“With 76% of Primark’s global retail fleet currently shuttered in response to COVID-19 lockdowns, and no transactional website to capture consumer demand, sales during the 16 weeks to 2 January 2021 plummeted — with stark losses estimated at £540m. The retailer’s stubborn refusal to go digital alongside its heavy reliance on city-centre locations has resulted in a momentous blow, as weakened footfall from declining tourism and commuting made for significantly less shoppers on the high street. Retail park performance managed to slightly cushion the blow, with higher sales versus the same period last year when no store closures were in effect, reflecting that Primark still exudes a broad appeal, as long as stores are open and in the right locations.
“By extending opening hours for several UK stores during the lead up to Christmas, Primark leveraged ballooning consumer demand built during regional lockdowns in October and November for its value loungewear and nightwear. The retailer sold out of all Christmas and gifting lines, with its casual, comfortable staples performing exceptionally well. Primark’s finger on the pulse to offer an appealing product mix, coupled with its decision to carry over £200m of transitional stock to the following year also allowed the retailer to discount less, which mitigated the impact of its lower sales volumes. But with a dark period of no UK sales ahead, Primark is wise to focus on geographical expansion, as it plans to open 15 stores spanning eight countries in FY2020/21, including its first store in the Czech Republic.
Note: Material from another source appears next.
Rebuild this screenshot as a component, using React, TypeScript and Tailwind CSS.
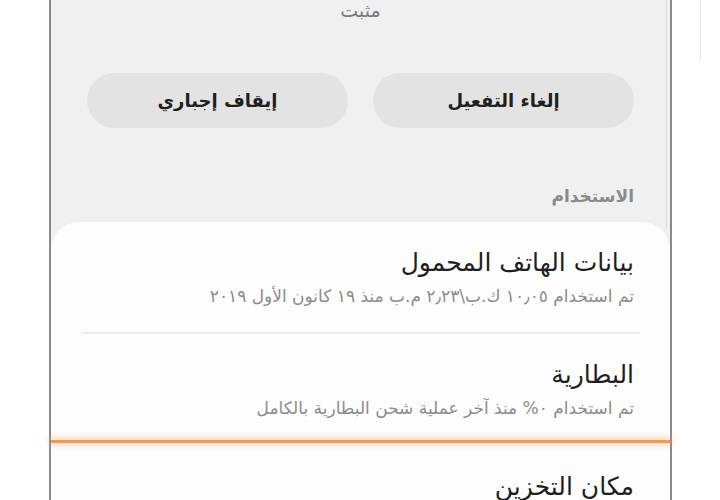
import React from 'react';

const font = { fontFamily: '"DejaVu Sans", "Noto Sans", sans-serif' };

const UsageItem = ({ title, detail }: { title: string; detail: string }) => (
  <div className="px-[36px]">
    <div className="text-[25px] leading-[30px] text-[#1f1f1f]">{title}</div>
    <div className="mt-[7px] text-[17px] leading-[22px] text-[#8c8c8c]">{detail}</div>
  </div>
);

const App = () => {
  return (
    <div className="w-[720px] h-[500px] bg-white overflow-hidden relative" style={font}>
      {/* faint scrollbar outside the frame */}
      <div className="absolute left-[700px] top-0 h-[60px] w-px bg-[#e4e4e4]" />

      <div className="ml-[49px] w-[623px] h-full border-x-2 border-[#8a8a8a] bg-[#f0f0f0] relative">
        <div className="absolute right-[3px] top-0 h-[228px] w-px bg-[#dcdcdc]" />
        <div dir="rtl" className="flex flex-col h-full">
          <div className="text-center text-[19px] leading-[20px] text-[#7a7a7a]">مثبت</div>

          {/* action buttons */}
          <div className="mt-[53px] flex gap-[25px] px-[36px]">
            <button className="h-[55px] flex-1 rounded-full bg-[#e3e3e3] text-[18px] font-bold text-[#1f1f1f]">
              إلغاء التفعيل
            </button>
            <button className="h-[55px] flex-1 rounded-full bg-[#e3e3e3] text-[18px] font-bold text-[#1f1f1f]">
              إيقاف إجباري
            </button>
          </div>

          {/* usage section */}
          <div className="mt-[58px] px-[36px] text-[17px] font-bold leading-[20px] text-[#8a8a8a]">الاستخدام</div>

          <div className="mt-[16px] flex-1 rounded-t-[28px] bg-[#fdfdfd]">
            <div className="pt-[26px]">
              <UsageItem
                title="بيانات الهاتف المحمول"
                detail="تم استخدام ١٠٫٠٥ ك.ب\٢٫٢٣ م.ب منذ ١٩ كانون الأول ٢٠١٩"
              />
            </div>
            <div className="mx-[30px] mt-[25px] h-[2px] bg-[#ececec]" />
            <div className="pt-[26px]">
              <UsageItem
                title="البطارية"
                detail="تم استخدام ٠% منذ آخر عملية شحن البطارية بالكامل"
              />
            </div>
            <div className="mt-[21px] h-[3px] bg-[#ee9a58] shadow-[0_0_6px_2px_rgba(245,160,90,0.45)]" />
            <div className="px-[36px] pt-[29px]">
              <div className="text-[25px] leading-[30px] text-[#1f1f1f]">مكان التخزين</div>
            </div>
          </div>
        </div>
      </div>
    </div>
  );
};

export default App;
“With a third lockdown currently in effect across England, Primark fans have taken to Twitter, asking the retailer to consider an online offering. Yet Primark is determined to resist, lamenting that it wouldn’t be able to maintain its low value prices. Although it would undoubtedly be a momentous undertaking to manage the logistics and warehouse space needed for its expansive inventory, other value brands such as Matalan and George have been successful in maintaining their low prices while running digital operations, proving it can be done. The growing preference for online shopping is not merely a pandemic-induced phenomenon, and with losses caused by temporary store closures threatening to reach £1.05bn for H1, there’s no time to waste for Primark. While it has maintained a loyal customer base during rampant store closures, if the retailer doesn’t digitise its offer soon, it will continue to lose out to online competitors.”